The A.V. Clubs Noel Murray graded the episode with an A−, explaining that though he did not want to give a full review until the season finale aired, he was "enjoying how Fringes third season is wrapping up", such as "the cross-cutting between Earth-1 and Earth-2, and the sense of imminent doom." Murray continued that he "especially liked... that in the midst of all this end-times rush, it pauses periodically to check in with the various characters in short one-on-one scenes, strengthening our sense of what these relationships mean. (It's something that Fringe has gotten good at in the past year-and-a-half, and something I wouldn't have predicted for the show back in season one.)" Writing for the Los Angeles Times, critic Andrew Hanson noted Fringe is preparing for the finale, calling "6:02 AM EST" a "movement episode [that] give[s] an opportunity to get everyone into place for the big climax" in a vein similar to the television series Lost. Hanson enjoyed the two "sleights of hand", explaining he was surprised by Fauxlivia's universe-crossing device failing and what happened to Peter after touching the machine.

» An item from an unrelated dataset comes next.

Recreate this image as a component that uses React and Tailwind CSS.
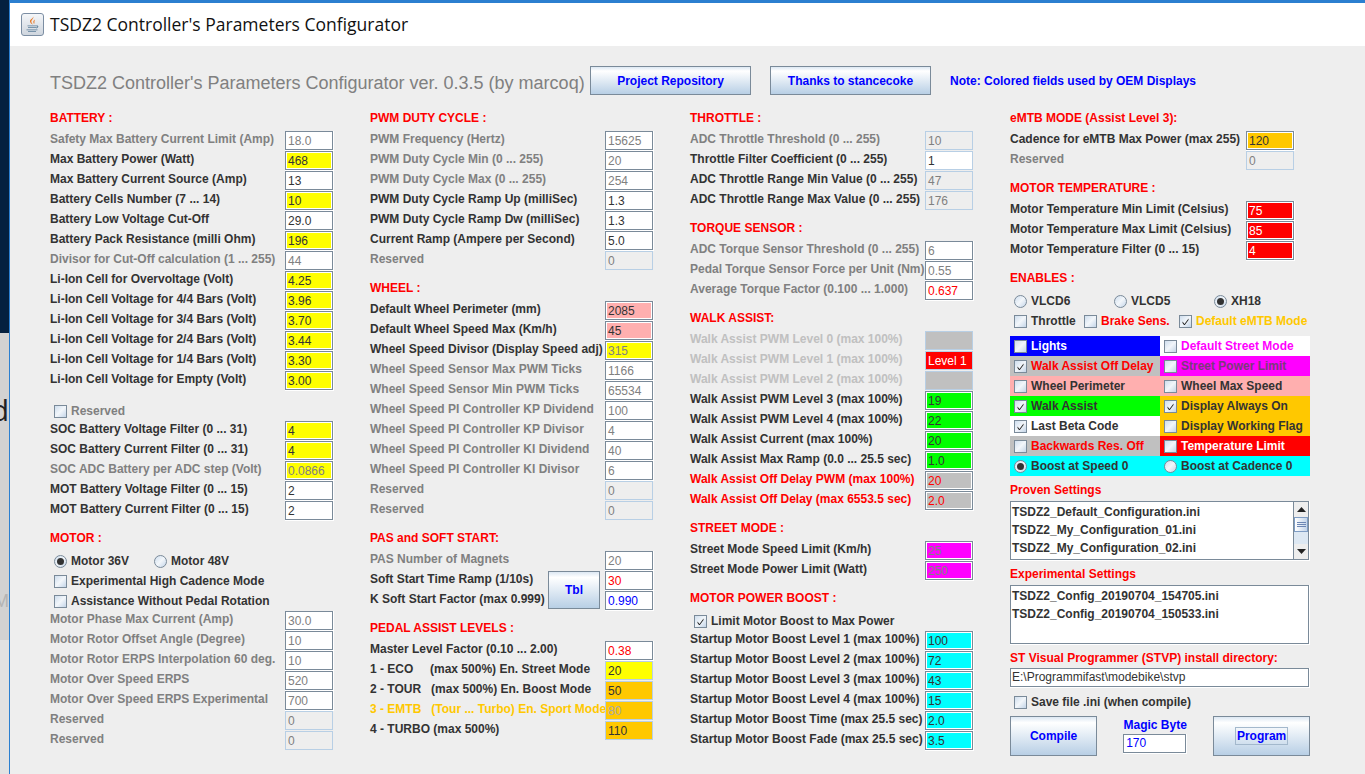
import React from 'react';

// field looks, written out so the classes are seen by tailwind
const N = 'bg-white text-[#333333]';
const G = 'bg-white text-[#808080]';
const RT = 'bg-white text-[#ff0000]';
const BT = 'bg-white text-[#0000ff]';
const Y = 'bg-[#ffff00] text-[#333333]';
const YG = 'bg-[#ffff00] text-[#808080]';
const O = 'bg-[#ffc800] text-[#333333]';
const OG = 'bg-[#ffc800] text-[#a8a8a8]';
const P = 'bg-[#ffafaf] text-[#333333]';
const LG = 'bg-[#00ff00] text-[#333333]';
const GR = 'bg-[#c0c0c0] text-[#ff0000]';
const GB = 'bg-[#c0c0c0] text-[#333333]';
const RD = 'bg-[#ff0000] text-white';
const MG = 'bg-[#ff00ff] text-[#808080]';
const CY = 'bg-[#00ffff] text-[#333333]';
const DIS = 'bg-[#eeeeee] text-[#808080]';

const DARK = 'text-[#333333]';
const DIM = 'text-[#808080]';
const PALE = 'text-[#c0c0c0]';
const RED = 'text-[#ff0000]';
const ORG = 'text-[#ffc800]';

const Field = ({ v, look = N, off }) => (
  <div className={`w-[49px] h-5 shrink-0 border-r border-b ${off ? 'border-[#eeeeee]' : 'border-white'}`}>
    <div className={`h-full border ${off ? 'border-[#b8cfe5]' : 'border-[#7a8a99]'}`}>
      <div className={`h-full border pl-px text-xs leading-[17px] font-normal ${off ? 'border-transparent' : 'border-white'} ${look}`}>{v}</div>
    </div>
  </div>
);

const Row = ({ label, v, look, off, color = DARK, wide }) => (
  <div className="flex h-5">
    <div className={`${wide ? 'w-[236px]' : 'w-[235px]'} whitespace-pre text-xs font-bold leading-4 ${color}`}>{label}</div>
    <Field v={v} look={look} off={off} />
  </div>
);

const Heading = ({ children, className = 'h-5' }) => (
  <div className={`${className} text-xs font-bold leading-[14px] text-[#ff0000]`}>{children}</div>
);

const CheckBox = ({ on }) => (
  <span className="flex items-center justify-center w-[13px] h-[13px] shrink-0 border border-[#7a8a99] bg-linear-to-br from-[#cfdeee] via-[#f2f6fa] to-[#c4d5e8]">
    {on && (
      <svg width="9" height="9" viewBox="0 0 9 9">
        <path d="M1.5 4.5 L3.5 7 L7.5 1.5 L7.5 3 L3.8 8 L3 8 L1.5 6 Z" fill="#222222" />
      </svg>
    )}
  </span>
);

const Radio = ({ on }) => (
  <span className="flex items-center justify-center w-[13px] h-[13px] shrink-0 rounded-full border border-[#7a8a99] bg-linear-to-br from-[#cfdeee] via-[#f2f6fa] to-[#c4d5e8]">
    {on && <span className="w-[7px] h-[7px] rounded-full bg-[#333333]" />}
  </span>
);

const Opt = ({ label, on, radio, color = DARK, className = '' }) => (
  <label className={`flex items-center gap-1 text-xs font-bold whitespace-nowrap ${color} ${className}`}>
    {radio ? <Radio on={on} /> : <CheckBox on={on} />}
    {label}
  </label>
);

const Btn = ({ children, className = '', focus }) => (
  <button className={`flex items-center justify-center border border-[#7a8a99] bg-linear-to-b from-[#dde8f3] via-white via-[15%] to-[#b8cfe5] text-xs font-bold text-[#0000ff] ${className}`}>
    {focus ? <span className="border border-[#a3b8cc] px-px">{children}</span> : children}
  </button>
);

const Section = ({ title, rows, wide, className = '' }) => (
  <div className={`mb-[10px] ${className}`}>
    <Heading>{title}</Heading>
    {rows.map((r, i) => (
      <Row key={i} label={r[0]} v={r[1]} look={r[2]} off={r[3]} color={r[4]} wide={wide} />
    ))}
  </div>
);

const battery = [
  ['Safety Max Battery Current Limit (Amp)', '18.0', G, false, DIM],
  ['Max Battery Power (Watt)', '468', Y],
  ['Max Battery Current Source (Amp)', '13', N],
  ['Battery Cells Number (7 ... 14)', '10', Y],
  ['Battery Low Voltage Cut-Off', '29.0', N],
  ['Battery Pack Resistance (milli Ohm)', '196', Y],
  ['Divisor for Cut-Off calculation (1 ... 255)', '44', G, false, DIM],
  ['Li-Ion Cell for Overvoltage (Volt)', '4.25', Y],
  ['Li-Ion Cell Voltage for 4/4 Bars (Volt)', '3.96', Y],
  ['Li-Ion Cell Voltage for 3/4 Bars (Volt)', '3.70', Y],
  ['Li-Ion Cell Voltage for 2/4 Bars (Volt)', '3.44', Y],
  ['Li-Ion Cell Voltage for 1/4 Bars (Volt)', '3.30', Y],
  ['Li-Ion Cell Voltage for Empty (Volt)', '3.00', Y],
];
const battery2 = [
  ['SOC Battery Voltage Filter (0 ... 31)', '4', Y],
  ['SOC Battery Current Filter (0 ... 31)', '4', Y],
  ['SOC ADC Battery per ADC step (Volt)', '0.0866', YG, false, DIM],
  ['MOT Battery Voltage Filter (0 ... 15)', '2', N],
  ['MOT Battery Current Filter (0 ... 15)', '2', N],
];
const motor = [
  ['Motor Phase Max Current (Amp)', '30.0', G, false, DIM],
  ['Motor Rotor Offset Angle (Degree)', '10', G, false, DIM],
  ['Motor Rotor ERPS Interpolation 60 deg.', '10', G, false, DIM],
  ['Motor Over Speed ERPS', '520', G, false, DIM],
  ['Motor Over Speed ERPS Experimental', '700', G, false, DIM],
  ['Reserved', '0', DIS, true, DIM],
  ['Reserved', '0', DIS, true, DIM],
];
const pwm = [
  ['PWM Frequency (Hertz)', '15625', G, false, DIM],
  ['PWM Duty Cycle Min (0 ... 255)', '20', G, false, DIM],
  ['PWM Duty Cycle Max (0 ... 255)', '254', G, false, DIM],
  ['PWM Duty Cycle Ramp Up (milliSec)', '1.3', N],
  ['PWM Duty Cycle Ramp Dw (milliSec)', '1.3', N],
  ['Current Ramp (Ampere per Second)', '5.0', N],
  ['Reserved', '0', DIS, true, DIM],
];
const wheel = [
  ['Default Wheel Perimeter (mm)', '2085', P],
  ['Default Wheel Speed Max (Km/h)', '45', P],
  ['Wheel Speed Divisor (Display Speed adj)', '315', YG],
  ['Wheel Speed Sensor Max PWM Ticks', '1166', G, false, DIM],
  ['Wheel Speed Sensor Min PWM Ticks', '65534', G, false, DIM],
  ['Wheel Speed PI Controller KP Dividend', '100', G, false, DIM],
  ['Wheel Speed PI Controller KP Divisor', '4', G, false, DIM],
  ['Wheel Speed PI Controller KI Dividend', '40', G, false, DIM],
  ['Wheel Speed PI Controller KI Divisor', '6', G, false, DIM],
  ['Reserved', '0', DIS, true, DIM],
  ['Reserved', '0', DIS, true, DIM],
];
const levels = [
  ['Master Level Factor (0.10 ... 2.00)', '0.38', RT],
  ['1 - ECO     (max 500%) En. Street Mode', '20', Y, true],
  ['2 - TOUR   (max 500%) En. Boost Mode', '50', O, true],
  ['3 - EMTB   (Tour ... Turbo) En. Sport Mode', '80', OG, true, ORG],
  ['4 - TURBO (max 500%)', '110', O, true],
];
const throttle = [
  ['ADC Throttle Threshold (0 ... 255)', '10', DIS, true, DIM],
  ['Throttle Filter Coefficient (0 ... 255)', '1', N, true],
  ['ADC Throttle Range Min Value (0 ... 255)', '47', DIS, true],
  ['ADC Throttle Range Max Value (0 ... 255)', '176', DIS, true],
];
const torque = [
  ['ADC Torque Sensor Threshold (0 ... 255)', '6', G, false, DIM],
  ['Pedal Torque Sensor Force per Unit (Nm)', '0.55', G, false, DIM],
  ['Average Torque Factor (0.100 ... 1.000)', '0.637', RT, false, DIM],
];
const walk = [
  ['Walk Assist PWM Level 0 (max 100%)', '', GB, true, PALE],
  ['Walk Assist PWM Level 1 (max 100%)', ' Level 1', RD, true, PALE],
  ['Walk Assist PWM Level 2 (max 100%)', '', GB, true, PALE],
  ['Walk Assist PWM Level 3 (max 100%)', '19', LG],
  ['Walk Assist PWM Level 4 (max 100%)', '22', LG],
  ['Walk Assist Current (max 100%)', '20', LG],
  ['Walk Assist Max Ramp (0.0 ... 25.5 sec)', '1.0', LG],
  ['Walk Assist Off Delay PWM (max 100%)', '20', GR, false, RED],
  ['Walk Assist Off Delay (max 6553.5 sec)', '2.0', GR, false, RED],
];
const street = [
  ['Street Mode Speed Limit (Km/h)', '25', MG],
  ['Street Mode Power Limit (Watt)', '250', MG],
];
const boost = [
  ['Startup Motor Boost Level 1 (max 100%)', '100', CY],
  ['Startup Motor Boost Level 2 (max 100%)', '72', CY],
  ['Startup Motor Boost Level 3 (max 100%)', '43', CY],
  ['Startup Motor Boost Level 4 (max 100%)', '15', CY],
  ['Startup Motor Boost Time (max 25.5 sec)', '2.0', CY],
  ['Startup Motor Boost Fade (max 25.5 sec)', '3.5', CY],
];
const emtb = [
  ['Cadence for eMTB Max Power (max 255)', '120', O],
  ['Reserved', '0', DIS, true, DIM],
];
const temp = [
  ['Motor Temperature Min Limit (Celsius)', '75', RD],
  ['Motor Temperature Max Limit (Celsius)', '85', RD],
  ['Motor Temperature Filter (0 ... 15)', '4', RD],
];
const enables = [
  ['Lights', false, 'bg-[#0000ff]', 'text-white'],
  ['Default Street Mode', false, 'bg-white', 'text-[#ff00ff]'],
  ['Walk Assist Off Delay', true, 'bg-[#c0c0c0]', 'text-[#ff0000]'],
  ['Street Power Limit', false, 'bg-[#ff00ff]', 'text-[#7a3a7a]'],
  ['Wheel Perimeter', false, 'bg-[#ffafaf]', DARK],
  ['Wheel Max Speed', false, 'bg-[#ffafaf]', DARK],
  ['Walk Assist', true, 'bg-[#00ff00]', DARK],
  ['Display Always On', true, 'bg-[#ffc800]', DARK],
  ['Last Beta Code', true, 'bg-white', DARK],
  ['Display Working Flag', false, 'bg-[#ffc800]', DARK],
  ['Backwards Res. Off', false, 'bg-[#c0c0c0]', 'text-[#ff0000]'],
  ['Temperature Limit', false, 'bg-[#ff0000]', 'text-white'],
];

const ListBox = ({ items, scroll }) => (
  <div className="flex h-[60px] w-[300px] border-r border-b border-white">
    <div className="flex flex-1 border border-[#7a8a99] bg-white">
      <div className="flex-1 pt-px pl-px text-xs font-bold leading-[18px] text-[#333333]">
        {items.map((t) => <div key={t}>{t}</div>)}
      </div>
      {scroll && (
        <div className="flex flex-col w-[15px] border-l border-[#7a8a99] bg-[#eeeeee]">
          <div className="flex items-center justify-center h-[15px] bg-[#eeeeee]">
            <svg width="9" height="5" viewBox="0 0 9 5"><path d="M4.5 0 L9 5 L0 5 Z" fill="#222222" /></svg>
          </div>
          <div className="flex flex-col items-center justify-center gap-px h-[15px] border border-[#7f9dc4] bg-linear-to-r from-[#ffffff] to-[#c4d5ea]">
            <span className="h-px w-[9px] bg-[#6d87b5]" />
            <span className="h-px w-[9px] bg-[#6d87b5]" />
            <span className="h-px w-[9px] bg-[#6d87b5]" />
          </div>
          <div className="flex-1 bg-[#dde8f3]" />
          <div className="flex items-center justify-center h-[15px] bg-[#eeeeee]">
            <svg width="9" height="5" viewBox="0 0 9 5"><path d="M0 0 L9 0 L4.5 5 Z" fill="#222222" /></svg>
          </div>
        </div>
      )}
    </div>
  </div>
);

const JavaIcon = () => (
  <div className="flex items-center justify-center w-[23px] h-[23px] rounded-[3px] border border-[#7c8ea3] bg-linear-to-b from-[#f4f6f9] to-[#cfd6de]">
    <svg width="15" height="17" viewBox="0 0 15 17">
      <path d="M8 0.5 C9.5 2.5 5.5 4 6.5 6.5 C7 7.8 8 8.5 8 8.5 C6.5 8 4.8 6.5 5 5 C5.3 3 8.5 2.5 8 0.5 Z" fill="#e8731c" />
      <path d="M10 3.5 C8.5 4.5 8 5.5 8.6 7 C8.8 7.6 9 8 9 8 C10 7 8.8 5.5 10 3.5 Z" fill="#e8731c" />
      <path d="M2.5 9.5 H11.5 V10.3 H2.5 Z M3 11.2 H11 V12 H3 Z M11.5 9.5 C14 9 14 12 11 12.3 L11 11.6 C12.8 11.4 12.8 10.2 11.5 10.2 Z" fill="#5a7d99" />
      <path d="M1.5 13.4 H12.5 V14.2 H1.5 Z M3 15.2 H11 V16 H3 Z" fill="#5a7d99" />
    </svg>
  </div>
);

export default function App() {
  return (
    <div className="flex h-screen w-[1365px] overflow-hidden bg-[#eeeeee] [font-family:'Liberation_Sans',Arial,sans-serif]">
      {/* desktop behind the window */}
      <div className="flex flex-col w-[9px] shrink-0 overflow-hidden">
        <div className="h-[333px] bg-[#04203f]" />
        <div className="flex flex-col items-end h-[307px] bg-[#d2d2d2]">
          <span className="mt-[60px] text-[30px] leading-[34px] text-[#222222] [font-family:'Open_Sans',sans-serif]">d</span>
          <span className="mt-[160px] text-lg text-[#b4b4b4]">M</span>
        </div>
        <div className="flex-1 bg-[#e2e2e2]" />
      </div>

      <div className="flex flex-col flex-1 border-l border-[#2b7fd0]">
        <div className="h-[3px] bg-[#2b7fd0]" />
        <div className="flex items-center gap-[6px] h-[43px] pl-[11px] bg-white">
          <JavaIcon />
          <span className="text-[17.5px] text-[#111111] [font-family:'Open_Sans',sans-serif]">TSDZ2 Controller's Parameters Configurator</span>
        </div>

        <div className="pl-10">
          <div className="flex items-center h-[29px] mt-5 mb-4">
            <span className="w-[540px] -mb-1 text-lg text-[#808080] whitespace-nowrap">TSDZ2 Controller's Parameters Configurator ver. 0.3.5 (by marcoq)</span>
            <Btn className="w-[161px] h-[29px]">Project Repository</Btn>
            <Btn className="w-[161px] h-[29px] ml-[19px]">Thanks to stancecoke</Btn>
            <span className="ml-[19px] text-xs font-bold text-[#0000ff]">Note: Colored fields used by OEM Displays</span>
          </div>

          <div className="grid grid-cols-[320px_320px_320px_320px]">
            {/* column 1 */}
            <div>
              <Section title="BATTERY :" rows={battery} className="mb-0" />
              <div className="flex items-center h-5 pl-1">
                <Opt label="Reserved" color={DIM} />
              </div>
              <Section title="" rows={battery2} className="-mt-5" />
              <Heading>MOTOR :</Heading>
              <div className="flex items-center h-5 pl-1">
                <Opt label="Motor 36V" on radio className="w-[100px]" />
                <Opt label="Motor 48V" radio />
              </div>
              <div className="flex items-center h-5 pl-1"><Opt label="Experimental High Cadence Mode" /></div>
              <div className="flex items-center h-5 pl-1"><Opt label="Assistance Without Pedal Rotation" /></div>
              {motor.map((r, i) => (
                <Row key={i} label={r[0]} v={r[1]} look={r[2]} off={r[3]} color={r[4]} />
              ))}
            </div>

            {/* column 2 */}
            <div>
              <Section title="PWM DUTY CYCLE :" rows={pwm} />
              <Section title="WHEEL :" rows={wheel} />
              <div className="mb-[10px]">
                <Heading>PAS and SOFT START:</Heading>
                <Row label="PAS Number of Magnets" v="20" look={G} color={DIM} />
                <div className="flex">
                  <div className="w-[178px] text-xs font-bold text-[#333333] whitespace-nowrap">
                    <div className="h-5 leading-4">Soft Start Time Ramp (1/10s)</div>
                    <div className="h-5 leading-4">K Soft Start Factor (max 0.999)</div>
                  </div>
                  <Btn className="w-[52px] h-[38px] mr-[5px]">Tbl</Btn>
                  <div>
                    <Field v="30" look={RT} />
                    <Field v="0.990" look={BT} />
                  </div>
                </div>
              </div>
              <Section title="PEDAL ASSIST LEVELS :" rows={levels} />
            </div>

            {/* column 3 */}
            <div>
              <Section title="THROTTLE :" rows={throttle} />
              <Section title="TORQUE SENSOR :" rows={torque} />
              <Section title="WALK ASSIST:" rows={walk} />
              <Section title="STREET MODE :" rows={street} />
              <Heading>MOTOR POWER BOOST :</Heading>
              <div className="flex items-center h-5 pl-1"><Opt label="Limit Motor Boost to Max Power" on /></div>
              {boost.map((r, i) => (
                <Row key={i} label={r[0]} v={r[1]} look={r[2]} />
              ))}
            </div>

            {/* column 4 */}
            <div>
              <Section title="eMTB MODE (Assist Level 3):" rows={emtb} wide />
              <Section title="MOTOR TEMPERATURE :" rows={temp} wide />
              <Heading>ENABLES :</Heading>
              <div className="flex items-center h-5 pl-1">
                <Opt label="VLCD6" radio className="w-[100px]" />
                <Opt label="VLCD5" radio className="w-[100px]" />
                <Opt label="XH18" radio on />
              </div>
              <div className="flex items-center h-5 pl-1">
                <Opt label="Throttle" className="w-[70px]" />
                <Opt label="Brake Sens." color={RED} className="w-[95px]" />
                <Opt label="Default eMTB Mode" on color={ORG} />
              </div>
              <div className="grid grid-cols-2 w-[300px] mt-[5px]">
                {enables.map(([label, on, bg, color]) => (
                  <div key={label} className={`flex items-center h-5 pl-1 ${bg}`}>
                    <Opt label={label} on={on} color={color} />
                  </div>
                ))}
                <div className="flex items-center h-5 pl-1 bg-[#00ffff]"><Opt label="Boost at Speed 0" radio on /></div>
                <div className="flex items-center h-5 pl-1 bg-[#00ffff]"><Opt label="Boost at Cadence 0" radio /></div>
              </div>
              <Heading className="h-[18px] mt-[7px]">Proven Settings</Heading>
              <ListBox scroll items={['TSDZ2_Default_Configuration.ini', 'TSDZ2_My_Configuration_01.ini', 'TSDZ2_My_Configuration_02.ini']} />
              <Heading className="h-[18px] mt-[6px]">Experimental Settings</Heading>
              <ListBox items={['TSDZ2_Config_20190704_154705.ini', 'TSDZ2_Config_20190704_150533.ini']} />
              <Heading className="h-[17px] mt-[6px]">ST Visual Programmer (STVP) install directory:</Heading>
              <div className="w-[300px] h-5 border-r border-b border-white">
                <div className="h-full border border-[#7a8a99] bg-white pl-px text-xs leading-[17px] text-[#333333]">E:\Programmifast\modebike\stvp</div>
              </div>
              <div className="flex items-center h-5 mt-1 pl-1"><Opt label="Save file .ini (when compile)" /></div>
              <div className="flex w-[300px] mt-1">
                <Btn className="w-[90px] h-10">Compile</Btn>
                <div className="flex flex-col items-center w-[120px]">
                  <span className="text-xs font-bold leading-[18px] text-[#0000ff]">Magic Byte</span>
                  <div className="w-[64px] h-5 border-r border-b border-white">
                    <div className="h-full border border-[#7a8a99] bg-white pl-[2px] text-xs leading-[17px] text-[#0000ff]">170</div>
                  </div>
                </div>
                <Btn className="w-[100px] h-10" focus>Program</Btn>
              </div>
            </div>
          </div>
        </div>
      </div>
    </div>
  );
}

IGNs Ramsey Isler rated the episode 7.5/10, writing "This week's episode wasn't an edge-of-your seat masterpiece, but it scores high marks for character development and putting the pieces in place for a great season finale." Like Hanson, Isler loved the outcome of Peter and the machine, calling it a "nice plot twist"; he also praised Blair Brown as "one of the many under-appreciated elements of the series." Writing for Mania.com, critic Kurt Anthony Krug acknowledged the episode "had a tough act to follow" after the previous week's episode, but stated "it's still pretty good". Sarah Stegall from SFScope was happy to see Peter "taking a more active role" with the machine plotline, but disliked the episode's religious elements, believing that Walter's scene in the church "felt forced". Stegall concluded her review noting "This episode felt like the first part of a chess game, as the pieces are arranged on the board. The big move is coming up, the endgame that will decide who wins and who loses".